Também nessa Estocolmo habita perto desses campos uma outra compositora, Ellen Arkbro. Como foi essa colaboração, ainda que já distante, para a XKatedral Volume III, onde entram vocês as duas e ainda a Caterina Barbieri? Diria que é um dos clássicos essenciais da música drone dos dias de hoje.
A Ellen é como uma irmã para mim. Conheci-a quando tinha 17 anos num espectáculo em Nova Iorque e ela convidou-me para ir a Estocolmo e apresentou-me o seu mundo. Colaborámos muito nos primeiros anos em que vivi em Estocolmo. Ela é uma artista visionária com um excelente ouvido e ideologias muito fortes. A Caterina é como se fosse a minha outra irmã, é uma estrela em ascensão com tanto brilho e poesia dentro dela. Conhecemo-nos todas ao mesmo tempo quando a Caterina estava a fazer um programa de intercâmbio de estudantes no conservatório de música em Estocolmo. A Caterina e a Ellen eram colegas de turma, eu e a Ellen éramos colegas de quarto. Fazíamos música juntas para nos divertirmos, era a nossa forma de conviver. Todas nós nos influenciámos muito nesses primeiros anos. À medida que fomos envelhecendo, o nosso trabalho individual cresceu em direcções diferentes, mas ainda há muito que nos liga — sobretudo a amizade.

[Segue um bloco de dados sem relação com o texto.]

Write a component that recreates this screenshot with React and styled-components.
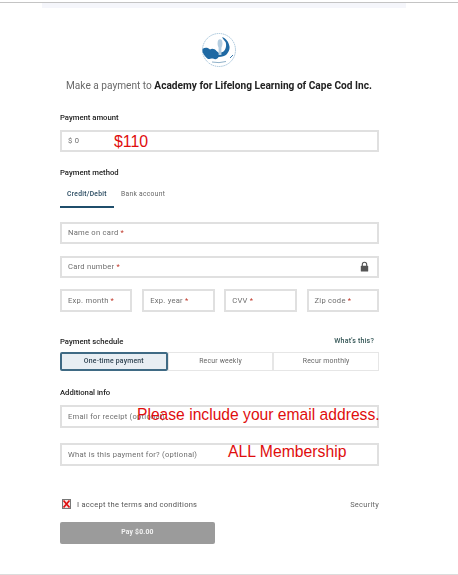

E passando ao campo editorial. A editora curada pelo Stephen — Ideologic Organ — tem hoje um catálogo dos mais surpreendentes no que respeita à música que ninguém parece ter ouvido ainda. Como é fazer parte desse catálogo? Ainda há poucos meses fui absolutamente arrebatado com o disco Azure de Jessica Kenney & Eyving Kang, absolutamente transcendente.
Esse disco é um dos meus favoritos. Na verdade, tudo o que Jessica & Eyvind fazem é fantástico. Adoro a editora Ideologic Organ, conheço a maioria dos artistas da editora e respeito-os imenso. A editora é como um negócio de família.
Para quem for presenciar o vosso concerto no CCB em Lisboa, que melhor conselho em forma de preparação podias deixar para potenciar a música que nos espera da vossa parte? É preciso ouvir o disco na véspera, fazer meditação horas antes ou simplesmente ir totalmente permeável ao som? Acredito que dispostos à integral contemplação da tua música.
A música mostrar-nos-á como se ouvir.